I grew up in a household where we learnt early about paint and wallpaper. There was a room in the attic complete filled from ceiling to floor to hold stocks of wallpaper - it was known as the Wallpaper Attic. It also had a supply of paintbrushes. In the Paint Cellar, excavated under the house by my grandfather in the 1940s, there were further racks at the far end filled with wallpapers, but also housing cans of pigment and linseed oil, and a crate of sawn volcanic pumice stone for rubbing down enamelled woodwork. At the near end of the Paint Cellar cans of paint were stood and brushes standing in water to prevent the paint drying. The door did have a lock but we didn't use a key: if one slipped one's hand over the top of the door one could reach the handle to open it. At a point facing the door behind the cans of paint it was possible to enter the main house through a secret opening in the floor where the floorboards were cut. This was our salvation when we had no front door key and had been locked out of the house.
A strange but memorable and exciting treat when children was provided when my father would bring home a new wallpaper pattern book from Painters' Supply, the wholesale supply of which my grandfather had been a shareholder. In those days my father would take these pattern books to a customer so that they could choose their wallpaper. I remember names such as Walpamur, Sandersons, Shand Kydd, and John Lines. We would turn the pages and look and feel the papers. Eventually many of these papers would be used for wrapping gifts, but especially for covering our school text books and exercise books. We rarely used brown paper for this purpose.
A special day came in about 1960 when my father brought home a new pattern book containing the newly reissued papers of William Morris, and I was captivated, even going to the showrooms in central Manchester and asking for samples that I treasured. Like a printed paper in an eighteenth-century book these papers had a texture, you could feel the slight thickness of the ink, appreciate the rich colours, and understand from the edge of the paper the process of printing successive colours to achieve the finished result.

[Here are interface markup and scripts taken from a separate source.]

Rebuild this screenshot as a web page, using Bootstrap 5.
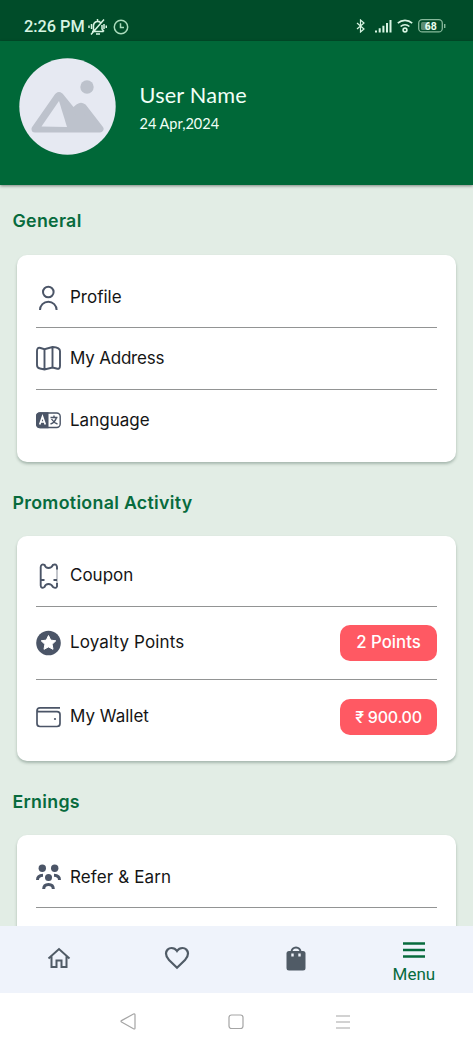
<!DOCTYPE html>
<html lang="en">
<head>
<meta charset="utf-8">
<meta name="viewport" content="width=device-width, initial-scale=1">
<title>Menu</title>
<link href="https://cdn.jsdelivr.net/npm/bootstrap@5.3.0/dist/css/bootstrap.min.css" rel="stylesheet">
<style>
:root{--brand:#006838;--slate:#4b5567}
body{background:#e2ede5;color:#151515;font-family:Inter,"Noto Sans",sans-serif;overflow:hidden}
svg{display:block;flex:none}
.screen{height:1050px}
.status{height:41px;background:#004c29;color:#d8f5e3;padding:12px 26px 0 24px;font:500 16.3px/29px Roboto,sans-serif}
.profile{height:144px;background:var(--brand);padding:17px 19px;color:#f0fff6;box-shadow:0 1px 3px rgba(0,0,0,.45);font-family:Lato,sans-serif;position:relative}
.user-name{font-size:21.7px;line-height:28px;letter-spacing:.2px}
.user-date{font-size:14.5px;line-height:20px;margin-top:5px}
.content-area{flex:1 1 0;min-height:0;overflow:hidden}
.section-title{height:70px;padding:0 12.5px;color:#076b3d;font-size:17.8px;font-weight:600;line-height:72px;letter-spacing:.3px;margin:0}
.section-title.lower{height:74.5px;line-height:82px}
.panel{margin:0 17px;padding:11.5px 19px 10.5px;background:#fff;border-radius:10px;box-shadow:0 2px 3px rgba(30,60,45,.3)}
.panel-b{padding-top:9px;padding-bottom:7.5px}
.entry{height:61.5px;font-size:17px;border-bottom:1px solid #929494;gap:9px}
.panel:not(.panel-b) .entry:first-child{padding-top:2px}
.panel-b .entry:first-child{padding-top:1px}
.entry:last-child{border:0}
.entry.tall{height:73.5px}
.entry.tall:last-child{height:73px}
.wide{letter-spacing:.12px}
.tight{letter-spacing:-.2px}
.pill{width:97px;height:36px;border-radius:10px;background:#ff5963;color:#fff;font-size:16.8px;font-weight:500}
.pill .amount{font-size:16px;letter-spacing:-.25px}
.ico{width:25px;height:26px;color:var(--slate)}
.tabs{height:67px;background:#eff3fb;color:#505b66;position:relative}
.tabs .col{height:64px}
.tabs .on{color:#076b3d;font:400 17px/20px Roboto,sans-serif}
.sysbar{height:57px;background:#fff;padding:0 120px}
</style>
</head>
<body>
<div class="screen d-flex flex-column">
  <div class="status flex-shrink-0 d-flex justify-content-between">
    <div class="d-flex align-items-center">
      <span>2:26 PM</span>
      <svg style="margin-left:3px" width="19" height="18" viewBox="0 0 19 18" fill="none" stroke="currentColor" stroke-width="1.5"><path d="M4 13.500h11.500M5.500 13V7.500a4.200 4.200 0 0 1 7-3M14 7v4l2 2.500M3 16.500 16 1.500M8 16h4M3.500 6v5M1 7.500v2.500M16 6v5M18.300 7.500v2.500M9.500 1v2"/></svg>
      <svg style="margin-left:6px" width="16" height="16" viewBox="0 0 16 16" fill="none" stroke="#a9dcbc" stroke-width="1.500"><circle cx="8" cy="8" r="6.700"/><path d="M7.500 4.200V8.500H11"/></svg>
    </div>
    <div class="d-flex align-items-center" style="margin-top:-2px">
      <svg width="10" height="14" viewBox="0 0 10 14" fill="none" stroke="currentColor" stroke-width="1.200"><path d="M1 4l7 6-3.500 3V1L8 4 1 10"/></svg>
      <svg style="margin-left:8px" width="18" height="14" viewBox="0 0 18 14" fill="none" stroke="currentColor" stroke-width="2"><path d="M2 13.500v-2M5.700 13.500V9.300M9.400 13.500V6.700M13 13.500V4M16.500 13.500V1"/></svg>
      <svg style="margin-left:5px" width="16" height="14" viewBox="0 0 16 14" fill="none" stroke="currentColor" stroke-width="1.600"><path d="M.8 4.200a10.500 10.500 0 0 1 14.400 0M3.600 7.500a6.500 6.500 0 0 1 8.800 0"/><circle cx="8" cy="11" r="1.900"/></svg>
      <svg style="margin-left:5px" width="29" height="14" viewBox="0 0 29 14"><rect x=".7" y=".7" width="23.600" height="12.200" rx="3.500" fill="none" stroke="#86b99b" stroke-width="1.300"/><rect x="3" y="3" width="9" height="8" rx="1.500" fill="#5d8d72"/><path d="M26.700 5v4" stroke="#86b99b" stroke-width="1.400"/><text x="12.700" y="10.800" text-anchor="middle" font-family="Roboto" font-weight="700" font-size="10.500" fill="#e8fff0">68</text></svg>
    </div>
  </div>
  <header class="profile flex-shrink-0 d-flex">
    <svg width="97" height="97" viewBox="0 0 97 97"><circle cx="48.500" cy="48.500" r="48.200" fill="#e6e9f2"/><circle cx="68" cy="29" r="6.700" fill="#bdc2cc"/><path d="M16 71 39 38q1-.7 2 0L54 54l6-5q2-1.500 4 0L81 71Z" fill="#bdc2cc" stroke="#bdc2cc" stroke-width="7" stroke-linejoin="round"/><path d="M22.500 68.500 40 43 48 69Z" fill="#e6e9f2"/></svg>
    <div style="margin-left:23.500px;padding-top:23px">
      <div class="user-name">User Name</div>
      <div class="user-date">24 Apr,2024</div>
    </div>
  </header>
  <main class="content-area">
    <h2 class="section-title">General</h2>
    <section class="panel">
      <div class="entry d-flex align-items-center"><svg class="ico" viewBox="0 0 25 26" fill="none" stroke="currentColor" stroke-width="2"><circle cx="12.300" cy="7" r="5.300"/><path d="M4 25a8.300 8.300 0 0 1 16.600 0"/></svg><span>Profile</span></div>
      <div class="entry d-flex align-items-center"><svg class="ico" viewBox="0 0 25 26" fill="none" stroke="currentColor" stroke-width="1.900"><path d="M1 6Q1 2 4.500 3L8.500 4.200 16.500 2Q24 2.500 24 6V21Q24 24.500 20.500 23.500L16.500 22.500 8.500 24.500 4 23.500Q1 23 1 20ZM8.500 4.200v20M16.500 2v20.500"/></svg><span class="tight">My Address</span></div>
      <div class="entry d-flex align-items-center"><svg class="ico" viewBox="0 0 25 26" fill="none" stroke="currentColor" stroke-width="1.400"><rect x=".8" y="6" width="23.400" height="14.500" rx="3.500"/><path d="M12.500 5.300H4Q0 5.300 0 9V17.500Q0 21.200 4 21.200H12.500Z" fill="currentColor" stroke="none"/><path d="M3.700 17.500 6.500 9.500 9.300 17.500M4.700 15h3.600" stroke="#fff" stroke-width="1.700"/><path d="M14.500 10.500h7M18 8.500v2M20.500 10.500Q19 15.500 14.500 17M15.500 12Q18 16 21.500 17"/></svg><span>Language</span></div>
    </section>
    <h2 class="section-title lower">Promotional Activity</h2>
    <section class="panel panel-b">
      <div class="entry d-flex align-items-center"><svg class="ico" viewBox="0 0 25 26" fill="none" stroke="currentColor" stroke-width="1.900"><path d="M21 20V23.500Q20 26 17 24Q15.500 21 12.500 21Q9.500 21 8.500 24Q5 26 4.700 22.500V4Q5 .5 8.500 1.800Q9.500 5 12.500 5Q15.500 5 17 1.800Q20.500 .5 21 4V6.500"/><path d="M21 5V21" stroke-width="1" opacity=".65"/><path d="M4.700 17H8.500M17.500 17H21"/></svg><span>Coupon</span></div>
      <div class="entry tall d-flex align-items-center"><svg class="ico" viewBox="0 0 25 26"><circle cx="12.500" cy="13" r="12.300" fill="currentColor"/><path d="m12.500 5.500 2.200 4.600 5.100.7-3.700 3.500.9 5-4.500-2.400L8 19.300l.9-5-3.700-3.500 5.100-.7Z" fill="#fff" stroke="#fff" stroke-linejoin="round"/></svg><span class="wide">Loyalty Points</span><span class="pill ms-auto d-flex align-items-center justify-content-center"><span>2 Points</span></span></div>
      <div class="entry tall d-flex align-items-center"><svg class="ico" viewBox="0 0 25 26" fill="none" stroke="currentColor" stroke-width="1.700"><path d="M24 3.800H4Q1 3.800 1 7V19.500Q1 22.500 4 22.500H21Q24 22.500 24 19.500V10.500Q24 7.600 21 7.600H3Q1 7.600 1 6"/><circle cx="19" cy="15" r="1.100" fill="currentColor" stroke="none"/></svg><span>My Wallet</span><span class="pill ms-auto d-flex align-items-center justify-content-center"><span class="amount">₹ 900.00</span></span></div>
    </section>
    <h2 class="section-title lower">Ernings</h2>
    <section class="panel panel-b" style="padding-top:11.500px">
      <div class="entry d-flex align-items-center"><svg class="ico" viewBox="0 0 25 26" fill="none" stroke="currentColor" stroke-width="3"><g fill="currentColor" stroke="none"><circle cx="6.300" cy="4.300" r="3.700"/><circle cx="18.700" cy="4.300" r="3.700"/><circle cx="12.500" cy="13.500" r="3.500"/></g><path d="M1.500 16Q1.500 11.500 7 11.300M23.500 16Q23.500 11.500 18 11.300M7.700 25Q7.700 20.500 12.500 20.500T17.300 25"/></svg><span class="wide">Refer &amp; Earn</span></div>
      <div class="entry"></div>
    </section>
  </main>
  <nav class="tabs flex-shrink-0 row row-cols-4 g-0">
    <div class="col d-flex align-items-center justify-content-center"><svg width="24" height="24" viewBox="0 0 24 24" fill="none" stroke="currentColor" stroke-width="2"><path d="M1.500 12.500 12 3 22.500 12.500M4.500 10.500V21H9.500V14.500H14.500V21H19.500V10.500"/></svg></div>
    <div class="col d-flex align-items-center justify-content-center"><svg width="26" height="24" viewBox="0 0 26 24" fill="none" stroke="currentColor" stroke-width="2.200"><path d="M13 21.800 5 14Q2 11 2 7.500A5.500 5.500 0 0 1 7.500 2Q11 2 13 5Q15 2 18.500 2A5.500 5.500 0 0 1 24 7.500Q24 11 21 14Z"/></svg></div>
    <div class="col d-flex align-items-center justify-content-center"><svg width="20" height="25" viewBox="0 0 20 25"><path d="M5.500 6a4.500 4.500 0 0 1 9 0" fill="none" stroke="currentColor" stroke-width="2"/><rect x=".5" y="5" width="19" height="19.500" rx="2.500" fill="currentColor"/><path d="M6.500 7.500v3M13.500 7.500v3" stroke="#eff3fb" stroke-width="2.400"/></svg></div>
    <div class="col on d-flex flex-column align-items-center" style="padding-top:16px"><svg width="22" height="16" viewBox="0 0 22 16" stroke="currentColor" stroke-width="2.300"><path d="M0 1.500H22M0 8H22M0 14.500H22"/></svg><span style="margin-top:6px">Menu</span></div>
  </nav>
  <div class="sysbar flex-shrink-0 d-flex align-items-center justify-content-between" style="color:#a5a5a5">
    <svg width="16" height="17" viewBox="0 0 16 17" fill="none" stroke="currentColor" stroke-width="1.200" stroke-linejoin="round"><path d="M1.500 7.600 13.500 1Q15 .5 15 2V15Q15 16.500 13.500 15.800L1.500 9Q.5 8.300 1.500 7.600Z"/></svg>
    <svg width="16" height="16" viewBox="0 0 16 16" fill="none" stroke="currentColor" stroke-width="1.200"><rect x="1" y="1" width="14" height="13.500" rx="2.500"/></svg>
    <svg style="margin-right:2px" width="16" height="16" viewBox="0 0 16 16" stroke="currentColor" stroke-width="1.200"><path d="M1 2H15M1 8H15M1 14H15"/></svg>
  </div>
</div>
<script src="https://cdn.jsdelivr.net/npm/bootstrap@5.3.0/dist/js/bootstrap.bundle.min.js"></script>
</body>
</html>
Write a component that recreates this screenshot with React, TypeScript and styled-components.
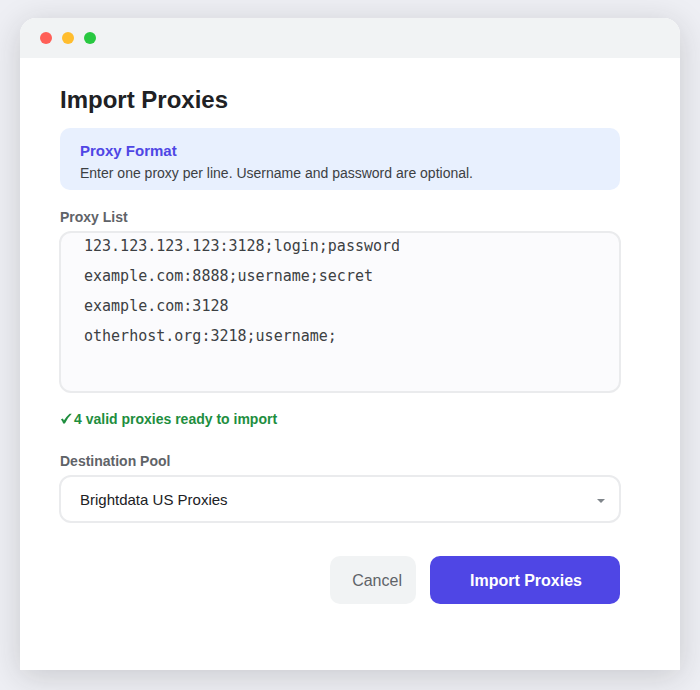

My father did a job for a Mr Topping in Spring Bridge Road round the corner from our home which was the first time I saw whole rolls of these William Morris wallpapers. They had to be hand trimmed on both edges, and as this particular wallpaper was printed in gold, extreme care had to be taken to keep paste off the surface. There was a small quantity of this wallpaper left at the end of the job, and at my request my father used it on an old room divider screen that my grandparents had left at Manley Road. I still have the screen, covered in the William Morris 'Indian' design in gold, a colourway I have never seen or found again.
Screen with "Indian"


I similarly fell in love with Laura Ashley wallpapers and fabrics when Brana and I set up home together in the 1980s, firstly in Bideford and then in Crediton. Culver House especially needed large quantities of wallpaper and fabric, and we bought whole rolls of fabric in the sale, and scores of rolls of wallpaper. I especially appreciated the designs based on what are called documents: fragments of wallpaper or fabric that survive from the past.
However, I did indulge my passion for William Morris in Culver House, so that the drawing room was papered completely with a William Morris wallpaper.
"Bird and Anemone"




I am fearless in my love of wallpaper, enjoying rich patterns and colours when Brana would prefer the magnolia with which she grew up, but she has been tolerant of my passions. It has been me who has sewn the curtains we needed, but my father over twenty years generously gave of his skills and time to decorate rooms for us. I know he would love to follow his father and help me again, even though he is now 94. I have a large stock that I have built up over the past fifteen years of wallpapers by William Morris and others, such as Cole and Sons and Watts and Co, all special papers that give me pleasure to look at and appreciate.
"Seaweed"


"Brocade"

My father and grandfather both kept good records, detailing each job, with the customer's name, the work done and the materials used. Many of the customers' names I recognise. Some I knew from working in their homes, many I knew from answering the telephone for my father, or from hearing him talk about them. Some I never knew but stories about them live on, so that I only have to propose a name to my father and memories come flooding back, both for him and for me.